There is a little girl trapped in my head named Harriet and she is screaming to come out. Well, not screaming, but at midnight last night she had me writing in long hand in bed about her adventures in life. She is an idea that I had written down and put into a file folder full of other notes and ideas for further exploration. Last night, she was having none of that.
My inner muse/rightbrain/”write”brain kicked in and I put forth somewhere between 300 and 400 words in an hour. I just let it flow and once the flow started, it didn’t want to stop. I haven’t even thought of writing since last Wednesday due to a nasty stomach virus that I picked up at my sons doctor’s office. Needless to say, she must have been waiting all of this time to come out, because I dreamed about a little girl while I was sick. It must have been her, waiting in the trenches.

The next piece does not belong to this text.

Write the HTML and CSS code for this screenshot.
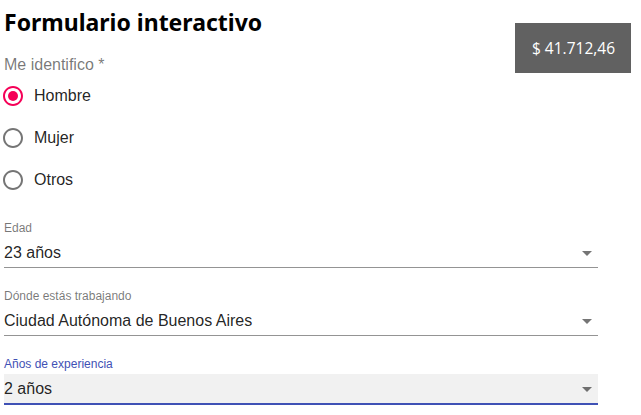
FILE: index.html
```html
<!DOCTYPE html>
<html lang="es">
<head>
<meta charset="utf-8">
<link rel="stylesheet" href="styles.css">
</head>
<body>
<div class="page">
  <div class="main">
    <h1 class="title">Formulario interactivo</h1>
    <div class="group-label">Me identifico *</div>
    <div class="radios">
      <label class="radio-row">
        <span class="radio-icon checked">
          <svg viewBox="0 0 24 24" width="24" height="24"><path d="M12 2C6.48 2 2 6.480 2 12s4.48 10 10 10 10-4.48 10-10S17.52 2 12 2zm0 18c-4.42 0-8-3.58-8-8s3.58-8 8-8 8 3.58 8 8-3.58 8-8 8z"/><circle cx="12" cy="12" r="5"/></svg>
        </span>
        <span class="radio-text">Hombre</span>
      </label>
      <label class="radio-row">
        <span class="radio-icon">
          <svg viewBox="0 0 24 24" width="24" height="24"><path d="M12 2C6.48 2 2 6.48 2 12s4.48 10 10 10 10-4.48 10-10S17.52 2 12 2zm0 18c-4.42 0-8-3.58-8-8s3.58-8 8-8 8 3.58 8 8-3.58 8-8 8z"/></svg>
        </span>
        <span class="radio-text">Mujer</span>
      </label>
      <label class="radio-row">
        <span class="radio-icon">
          <svg viewBox="0 0 24 24" width="24" height="24"><path d="M12 2C6.48 2 2 6.48 2 12s4.48 10 10 10 10-4.48 10-10S17.52 2 12 2zm0 18c-4.42 0-8-3.58-8-8s3.58-8 8-8 8 3.58 8 8-3.58 8-8 8z"/></svg>
        </span>
        <span class="radio-text">Otros</span>
      </label>
    </div>
    <div class="fields">
      <div class="field">
        <div class="field-label">Edad</div>
        <div class="field-box">
          <span class="field-value">23 años</span>
          <svg class="arrow" viewBox="0 0 24 24" width="24" height="24"><path d="M7 10l5 5 5-5z"/></svg>
        </div>
      </div>
      <div class="field">
        <div class="field-label">Dónde estás trabajando</div>
        <div class="field-box">
          <span class="field-value">Ciudad Autónoma de Buenos Aires</span>
          <svg class="arrow" viewBox="0 0 24 24" width="24" height="24"><path d="M7 10l5 5 5-5z"/></svg>
        </div>
      </div>
      <div class="field focused">
        <div class="field-label">Años de experiencia</div>
        <div class="field-box">
          <span class="field-value">2 años</span>
          <svg class="arrow" viewBox="0 0 24 24" width="24" height="24"><path d="M7 10l5 5 5-5z"/></svg>
        </div>
      </div>
    </div>
  </div>
  <div class="side">
    <div class="price">$ 41.712,46</div>
  </div>
</div>
</body>
</html>
```
FILE: styles.css
```css
html, body {
  margin: 0;
  padding: 0;
  background: #ffffff;
}
body {
  font-family: "Liberation Sans", Arial, sans-serif;
  color: rgba(0, 0, 0, 0.87);
}
.page {
  display: flex;
  padding: 0 10px 0 4px;
  gap: 20px;
}
.main {
  width: 594px;
  flex: none;
}
.side {
  flex: 1;
  display: flex;
  justify-content: flex-end;
  padding-top: 23px;
}
.price {
  background: #616161;
  color: #ffffff;
  font-family: "Open Sans", sans-serif;
  font-size: 15.5px;
  height: 50px;
  line-height: 50px;
  padding: 0 16px 0 17px;
  white-space: nowrap;
  margin-left: -200px;
}
.title {
  margin: 0;
  padding-top: 6px;
  font-family: "Noto Sans", sans-serif;
  font-weight: 700;
  font-size: 23px;
  line-height: 32px;
  color: #000000;
  height: 48px;
}
.group-label {
  font-size: 16px;
  line-height: 20px;
  color: rgba(0, 0, 0, 0.54);
  margin-top: 1px;
}
.radios {
  display: flex;
  flex-direction: column;
  margin-left: -3px;
}
.radio-row {
  display: flex;
  align-items: center;
  height: 42px;
  gap: 9px;
}
.radio-icon {
  display: flex;
  width: 24px;
  height: 24px;
  fill: rgba(0, 0, 0, 0.54);
}
.radio-icon.checked {
  fill: #f50057;
}
.radio-text {
  font-size: 16px;
  color: rgba(0, 0, 0, 0.87);
}
.fields {
  display: flex;
  flex-direction: column;
  gap: 21px;
  margin-top: 20px;
}
.field-label {
  font-size: 12px;
  line-height: 14px;
  color: rgba(0, 0, 0, 0.54);
  margin-bottom: 3px;
}
.field-box {
  height: 29px;
  display: flex;
  align-items: center;
  justify-content: space-between;
  border-bottom: 1px solid #949494;
}
.field-value {
  font-size: 16px;
  color: rgba(0, 0, 0, 0.87);
}
.arrow {
  fill: rgba(0, 0, 0, 0.54);
  margin-right: -1px;
}
.focused .field-label {
  color: #3f51b5;
}
.focused .field-box {
  background: #f1f1f1;
  border-bottom: 2px solid #3f51b5;
}
```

I am feeling so much better about myself. It’s hard to shift from logical left-brain mode to right-brain mode a lot of times and I am learning what situations, circumstances and places cause the shift. I have the most rapid, inspired shifts while I am in a bookstore or at my local coffee shop. I carry a notebook with me at all times and my husband is my official note-taker if I am driving. It looks like chicken scratch, but is translateable.
We shall see how Ms. Harriett does today. She may come out, she may stay in. Either or I shall welcome her little tiny voice happily.